Cómo escritor, San Gregorio es el más fecundo de los papas medievales y uno de los cuatro doctores de la Iglesia occidental, con San Ambrosio, San Agustín y San Jerónimo, Los tres primeros son casi contemporáneos. Pertenecen a aquella generación extraordinaria que dio también los grandes doctores a la Iglesia del Oriente. El cuarto de los doctores occidentales, San Gregorio, vivió casi dos siglos más tarde. Fue un hombre más bien de acción.
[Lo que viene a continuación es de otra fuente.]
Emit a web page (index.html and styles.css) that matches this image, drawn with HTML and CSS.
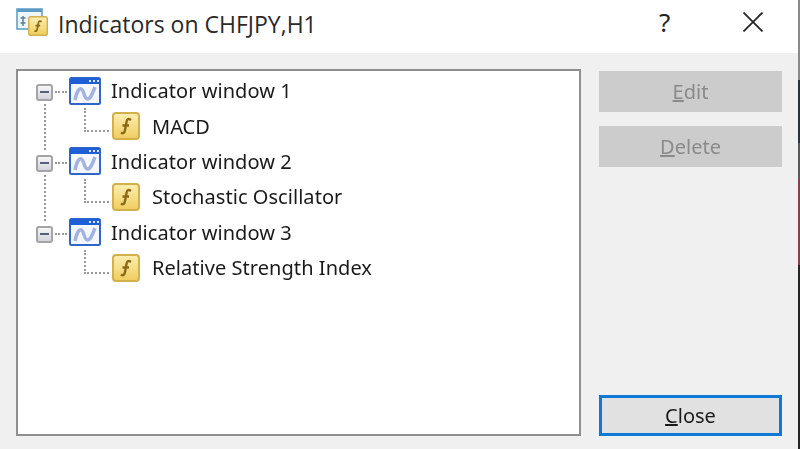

Escribió obras de carácter ascético y moral, que hicieron de él doctor de la vida contemplativa y de la compunción en toda la Edad Media. Una obra suya, el Comentario a los libros de Job, fue llamado por antonomasia Los Morales o Libro de los Morales. Fue el gran moralista de la Edad Media. Su actividad literaria se desarrolla desde el tiempo de su nunciatura en Constantinopla hasta su muerte (582-604) y está constituida por el Registrum epistolarum, Los Morales, La regla pastoral, Las XL homilías sobre los Evangelios, Las XXII homilías sobre Ezequiel, Los cuatro libros de los Diálogos y su intervención en el Sacramentario y Antifonario de su nombre. Sus obras ocupan cuatro volúmenes en la Patrología latina de Migne. Gracias a sus obras y a su actuación pastoral, la cristiandad sacral pensó, obró y cantó al unísono.